--- Problem description ---
Every line containing the word "components" needs to be found and copied.

(Interface markup and scripts)
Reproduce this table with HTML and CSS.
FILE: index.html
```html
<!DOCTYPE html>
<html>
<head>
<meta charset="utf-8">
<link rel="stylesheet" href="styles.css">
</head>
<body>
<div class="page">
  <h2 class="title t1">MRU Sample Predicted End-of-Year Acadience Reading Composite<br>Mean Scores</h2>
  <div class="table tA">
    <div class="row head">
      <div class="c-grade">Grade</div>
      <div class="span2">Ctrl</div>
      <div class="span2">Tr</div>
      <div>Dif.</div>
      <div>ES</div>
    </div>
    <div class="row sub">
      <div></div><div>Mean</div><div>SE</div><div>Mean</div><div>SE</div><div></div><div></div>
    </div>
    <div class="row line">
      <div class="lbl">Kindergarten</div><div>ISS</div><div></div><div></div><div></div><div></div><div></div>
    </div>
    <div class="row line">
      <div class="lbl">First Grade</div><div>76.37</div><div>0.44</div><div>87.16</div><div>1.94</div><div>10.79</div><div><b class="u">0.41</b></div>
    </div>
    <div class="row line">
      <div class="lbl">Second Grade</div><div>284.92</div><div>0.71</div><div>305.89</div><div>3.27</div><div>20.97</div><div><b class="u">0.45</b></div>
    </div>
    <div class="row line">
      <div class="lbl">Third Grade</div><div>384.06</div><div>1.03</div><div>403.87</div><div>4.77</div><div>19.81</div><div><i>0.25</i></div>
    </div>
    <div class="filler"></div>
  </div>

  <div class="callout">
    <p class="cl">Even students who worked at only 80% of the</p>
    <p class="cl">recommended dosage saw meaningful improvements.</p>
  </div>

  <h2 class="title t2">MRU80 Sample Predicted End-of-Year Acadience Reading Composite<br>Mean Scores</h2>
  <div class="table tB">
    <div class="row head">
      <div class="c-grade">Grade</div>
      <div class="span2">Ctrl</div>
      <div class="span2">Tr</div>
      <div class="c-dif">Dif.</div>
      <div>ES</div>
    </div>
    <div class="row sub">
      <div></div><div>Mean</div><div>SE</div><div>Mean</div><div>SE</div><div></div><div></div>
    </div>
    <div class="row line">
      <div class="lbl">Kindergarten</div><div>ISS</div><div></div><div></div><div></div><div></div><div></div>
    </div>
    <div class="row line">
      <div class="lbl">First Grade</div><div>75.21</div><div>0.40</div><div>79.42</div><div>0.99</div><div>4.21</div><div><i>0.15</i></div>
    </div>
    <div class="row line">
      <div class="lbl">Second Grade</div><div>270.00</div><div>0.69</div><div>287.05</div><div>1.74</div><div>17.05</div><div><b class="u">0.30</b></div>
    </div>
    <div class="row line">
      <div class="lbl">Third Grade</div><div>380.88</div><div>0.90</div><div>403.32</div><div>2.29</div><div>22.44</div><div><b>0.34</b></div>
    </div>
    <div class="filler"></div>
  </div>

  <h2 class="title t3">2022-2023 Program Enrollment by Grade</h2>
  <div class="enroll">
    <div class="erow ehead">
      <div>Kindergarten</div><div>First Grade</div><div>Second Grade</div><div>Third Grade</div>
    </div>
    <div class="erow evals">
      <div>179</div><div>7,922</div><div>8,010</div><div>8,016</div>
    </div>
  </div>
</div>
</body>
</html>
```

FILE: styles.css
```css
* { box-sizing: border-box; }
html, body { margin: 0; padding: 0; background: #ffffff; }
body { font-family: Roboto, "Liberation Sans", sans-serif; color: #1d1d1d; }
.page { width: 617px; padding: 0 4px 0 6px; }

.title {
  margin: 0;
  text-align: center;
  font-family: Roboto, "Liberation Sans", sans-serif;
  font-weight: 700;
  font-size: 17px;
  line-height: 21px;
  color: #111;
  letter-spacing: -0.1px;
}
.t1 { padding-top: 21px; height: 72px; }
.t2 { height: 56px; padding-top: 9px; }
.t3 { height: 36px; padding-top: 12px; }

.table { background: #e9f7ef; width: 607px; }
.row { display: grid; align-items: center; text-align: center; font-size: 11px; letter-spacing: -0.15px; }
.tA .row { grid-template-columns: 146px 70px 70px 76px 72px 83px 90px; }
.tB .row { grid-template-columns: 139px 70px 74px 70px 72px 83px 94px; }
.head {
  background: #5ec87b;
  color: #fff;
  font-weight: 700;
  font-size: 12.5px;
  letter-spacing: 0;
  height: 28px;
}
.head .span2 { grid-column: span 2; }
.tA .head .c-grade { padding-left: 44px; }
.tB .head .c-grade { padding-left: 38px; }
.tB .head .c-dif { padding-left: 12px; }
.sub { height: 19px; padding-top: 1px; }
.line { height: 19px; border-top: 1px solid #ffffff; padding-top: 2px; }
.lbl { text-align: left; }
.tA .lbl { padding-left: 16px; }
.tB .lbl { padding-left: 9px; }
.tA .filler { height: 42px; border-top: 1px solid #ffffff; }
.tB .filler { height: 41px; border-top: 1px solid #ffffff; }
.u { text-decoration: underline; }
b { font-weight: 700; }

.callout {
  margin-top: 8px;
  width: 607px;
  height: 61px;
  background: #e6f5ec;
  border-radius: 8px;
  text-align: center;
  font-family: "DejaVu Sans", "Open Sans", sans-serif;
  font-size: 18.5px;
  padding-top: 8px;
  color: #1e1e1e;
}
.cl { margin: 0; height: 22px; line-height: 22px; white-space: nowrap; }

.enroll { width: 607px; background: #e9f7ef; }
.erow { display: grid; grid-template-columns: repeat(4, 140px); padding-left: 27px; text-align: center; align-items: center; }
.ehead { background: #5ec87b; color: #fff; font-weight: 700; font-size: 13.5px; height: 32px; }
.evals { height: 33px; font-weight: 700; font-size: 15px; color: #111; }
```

==

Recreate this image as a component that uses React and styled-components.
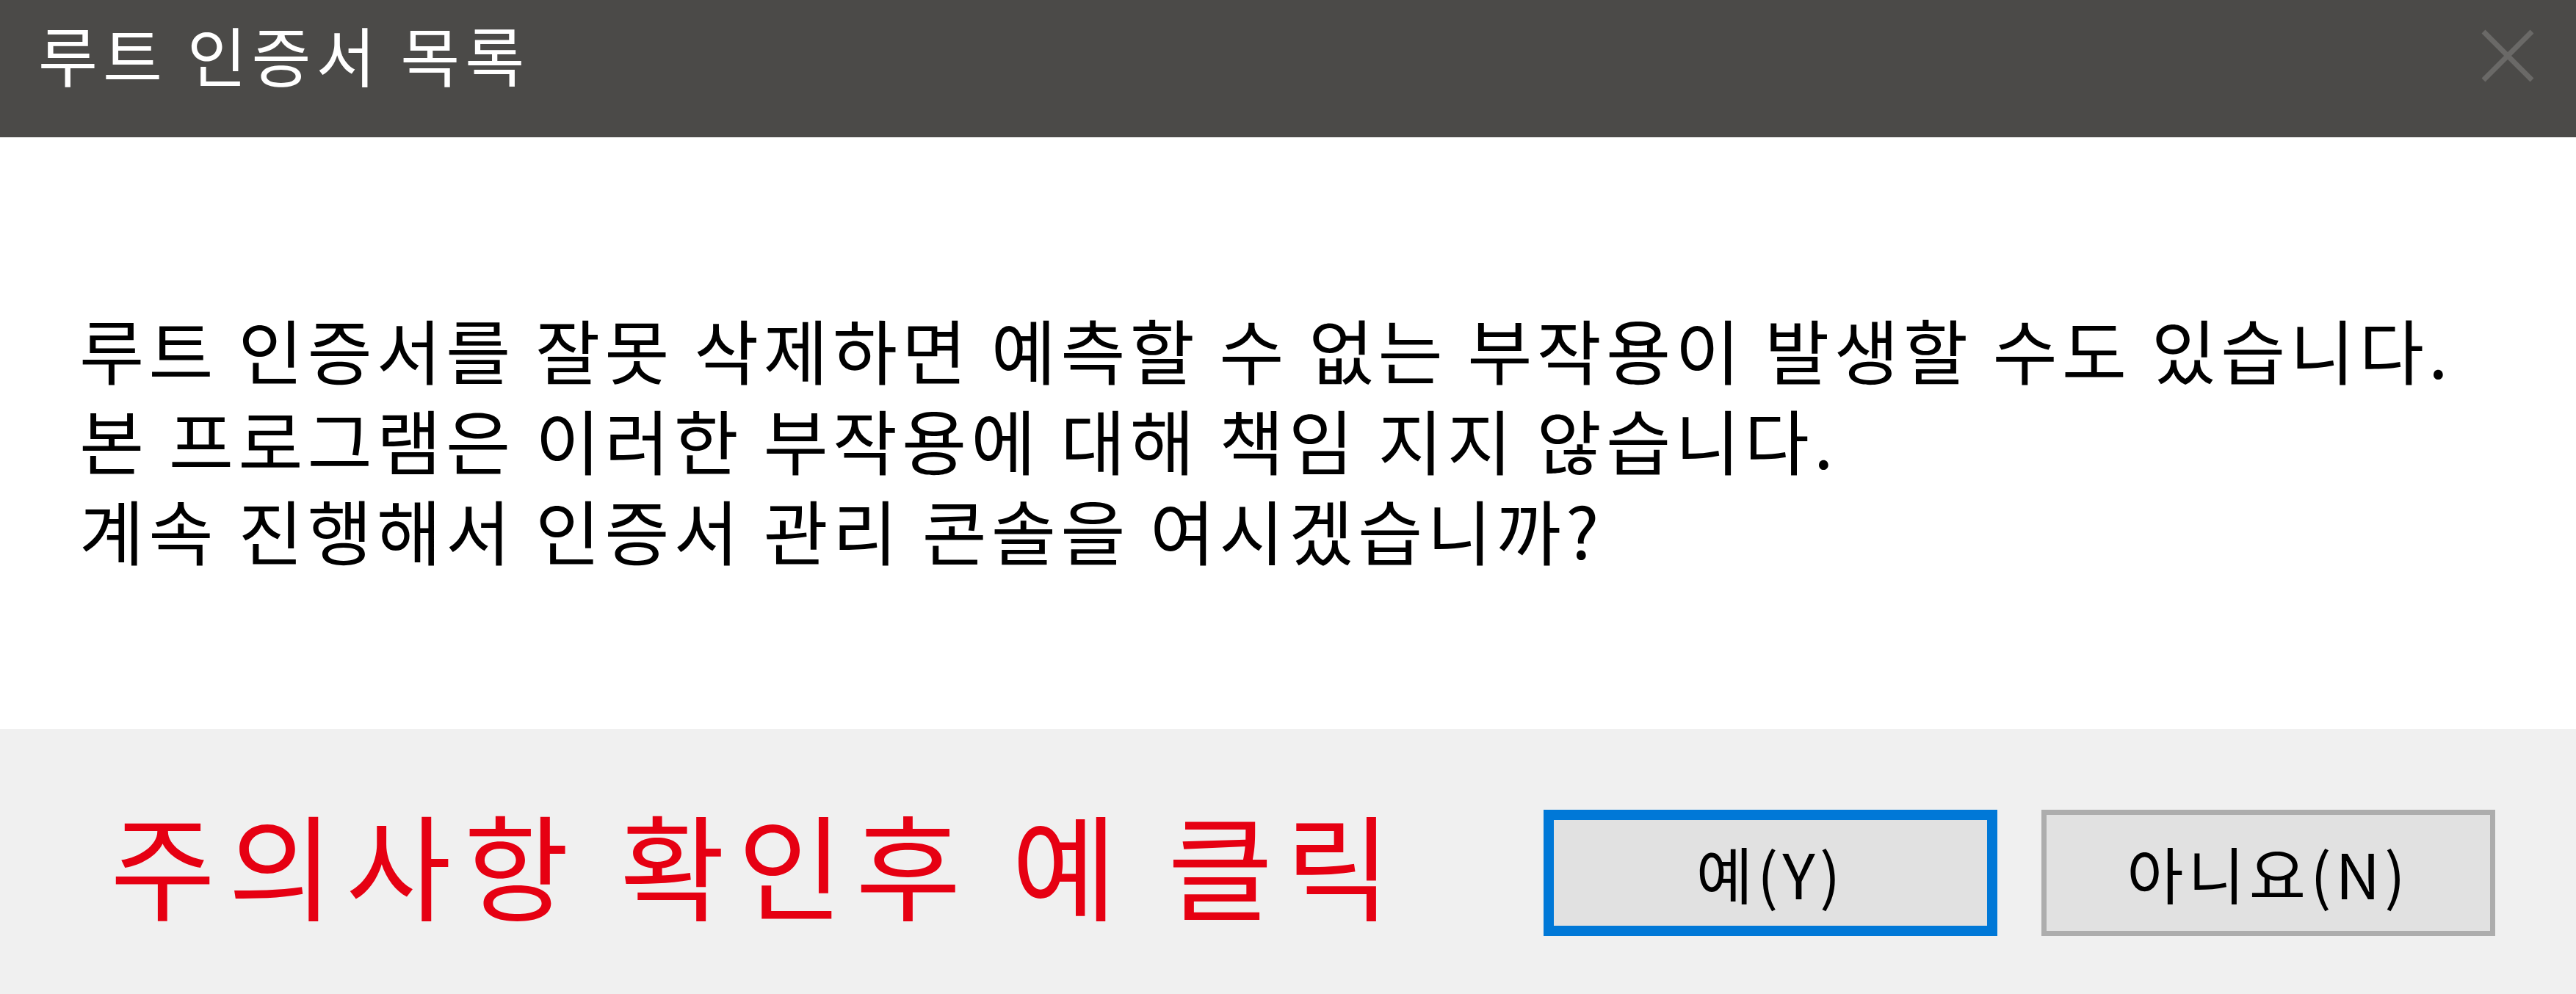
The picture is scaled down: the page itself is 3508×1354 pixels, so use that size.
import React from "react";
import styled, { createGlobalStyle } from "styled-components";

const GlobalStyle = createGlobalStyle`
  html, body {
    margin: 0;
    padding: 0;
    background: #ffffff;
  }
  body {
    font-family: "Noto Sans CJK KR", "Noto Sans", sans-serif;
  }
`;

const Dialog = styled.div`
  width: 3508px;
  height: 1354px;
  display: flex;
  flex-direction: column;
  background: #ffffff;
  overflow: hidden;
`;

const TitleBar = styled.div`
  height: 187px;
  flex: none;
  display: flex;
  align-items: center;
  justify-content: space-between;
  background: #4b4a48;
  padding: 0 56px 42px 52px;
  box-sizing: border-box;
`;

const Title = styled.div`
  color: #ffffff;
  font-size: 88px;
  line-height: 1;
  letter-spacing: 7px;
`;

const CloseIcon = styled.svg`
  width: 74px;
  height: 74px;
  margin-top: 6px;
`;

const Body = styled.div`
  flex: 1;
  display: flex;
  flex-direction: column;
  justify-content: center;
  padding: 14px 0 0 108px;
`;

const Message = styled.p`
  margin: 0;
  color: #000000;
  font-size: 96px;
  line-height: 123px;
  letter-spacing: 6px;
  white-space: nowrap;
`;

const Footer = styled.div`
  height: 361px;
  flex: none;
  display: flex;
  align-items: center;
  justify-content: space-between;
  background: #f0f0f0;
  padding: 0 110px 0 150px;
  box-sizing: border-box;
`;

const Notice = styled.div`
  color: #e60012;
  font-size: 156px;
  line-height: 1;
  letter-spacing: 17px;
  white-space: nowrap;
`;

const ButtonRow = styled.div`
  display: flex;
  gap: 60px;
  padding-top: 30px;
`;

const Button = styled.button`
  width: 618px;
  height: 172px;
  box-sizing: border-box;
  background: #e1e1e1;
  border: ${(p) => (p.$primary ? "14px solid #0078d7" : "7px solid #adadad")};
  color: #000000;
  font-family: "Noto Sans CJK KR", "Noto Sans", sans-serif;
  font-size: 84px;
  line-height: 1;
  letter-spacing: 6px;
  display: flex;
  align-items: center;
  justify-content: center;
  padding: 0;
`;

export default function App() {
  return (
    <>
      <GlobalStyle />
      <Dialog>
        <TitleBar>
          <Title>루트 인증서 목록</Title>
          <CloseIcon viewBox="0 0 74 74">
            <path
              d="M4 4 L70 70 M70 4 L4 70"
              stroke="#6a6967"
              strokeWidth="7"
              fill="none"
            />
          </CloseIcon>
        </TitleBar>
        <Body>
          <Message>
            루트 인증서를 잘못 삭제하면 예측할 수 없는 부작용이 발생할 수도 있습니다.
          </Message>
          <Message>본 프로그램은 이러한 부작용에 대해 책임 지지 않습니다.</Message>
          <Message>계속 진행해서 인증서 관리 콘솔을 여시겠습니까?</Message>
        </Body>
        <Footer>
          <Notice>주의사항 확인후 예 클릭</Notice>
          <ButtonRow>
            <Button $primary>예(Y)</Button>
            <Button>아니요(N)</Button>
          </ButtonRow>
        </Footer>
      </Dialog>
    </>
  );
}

--- Complete answer ---
Recreate this image as a component that uses React and styled-components.
import styled, { createGlobalStyle } from "styled-components";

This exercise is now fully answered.